By now you know that the partial government shutdown has not derailed U.S. travel: The airports are open; the TSA is screening passengers; all air traffic controllers are at their post; and Border Patrol and Customs officers are screening travelers and stamping passports. (Here's a complete list on everything that is and isn't open.)
However, the partial government shutdown is having an impact on travel to the U.S., and that means our economy may feel the pinch in the months to come. Not only does the shutdown create an unwelcoming atmosphere for foreign travelers, but the UK, Australia and Germany have updated their travel advisories for U.S. travel.
Germany cautions about delays and wait times:
Travelers should still adjust to longer waiting times at the border. It affects the processing of visa applications, which can result in delays in this area.
The UK warns against longer airport wait times, in addition to a previous warning about general crime:
You should be alert to the dangers of car and street crime.
You might think that these alerts are bogus and travel in the U.S. is completely safe, but I was surprised by the definition of terms of what was and wasn't considered an "essential employee" when it came to government furloughs.
Not deemed essential were many federal safety employees: The FAA, the National Transportation Safety Board, and the Department of Homeland Security have had to furlough more than 40,000 employees combined.
That number includes 3,000 aviation safety inspectors. Inspectors were not furloughed during the last partial shutdown. This time, the number was so high that union officials initially thought the FAA had made a mistake when they got the notice.
Keep in mind an aviation safety inspector is not just looking at new planes. They certify and oversee both pilots and air carriers to make sure they're operating safely, and they respond to issues and complaints.
But safety is only half of the concern. In the long term, even just a few days of shutdowns will have a long-reaching economic impact for the travel industry.
The shutdown has closed all 401 National Park sites. All 19 Smithsonian museums, the Washington Monument, the Statue of Liberty, Ellis Island, Independence Hall, Alcatraz Island, the Lincoln Memorial and National Zoo have been shuttered. The National Zoo even turned off its live panda cam.
To make matters worse, autumn is one of the busiest seasons for many of our parks and attractions, amplifying the impact of the shutdown.
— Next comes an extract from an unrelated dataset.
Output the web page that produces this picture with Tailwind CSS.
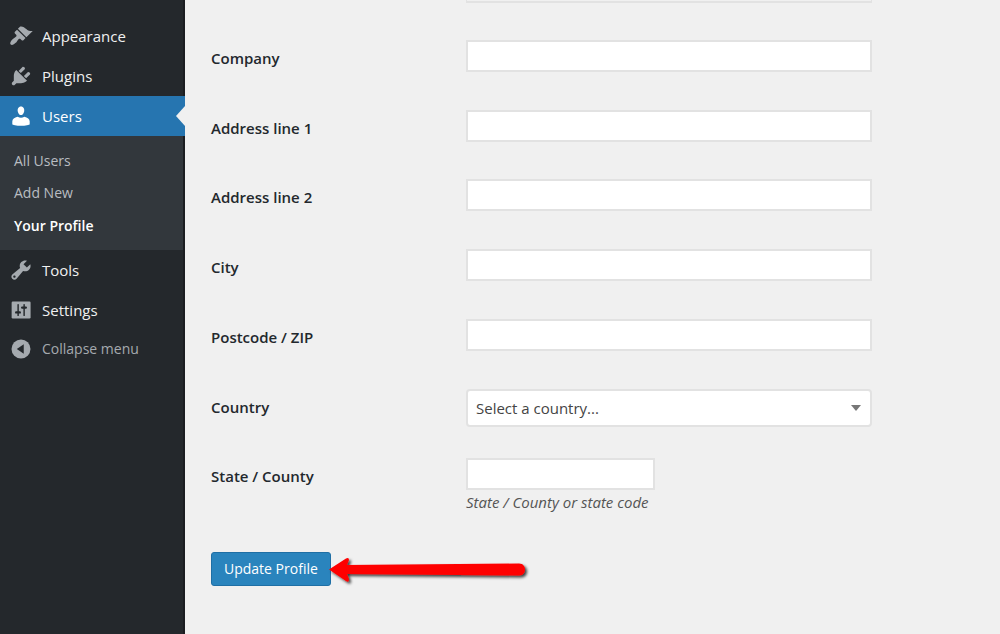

Based on numbers from last October, national parks are losing out on 715,000 visitors a day. The park service estimates the shutdown will cost $450,000 a day in lost revenue.
Concessionaire Xanterra Parks & Resorts, which operates hotels and other services in national parks, estimates that for every day the parks are closed, it will cost them just under $1 million per day in lost revenue, not including overhead.
And that's just one piece of the puzzle. U.S. cities are losing out on crucial revenue from travel and tourism. Communities near parks are estimated to lose more than $76 million a day in visitor spending.
As for our nation's capital, Washington, D.C.'s most popular attractions will also feel the pinch. In the week prior to the shutdown, all 19 Smithsonian museums saw combined 400,000 visitors.
For right now, the effects of the shutdown are minimal. But it's like saying "I have a full tank of gas so I can keep driving even if the gas stations are closed." That can only last for so long. As I explore in The Travel Detective (my travel newsmagazine series), all signs point toward significant fallout if this shutdown goes on much longer. Revenue from inbound and domestic travel, basic infrastructure, and even our very safety and security is at stake in the long term.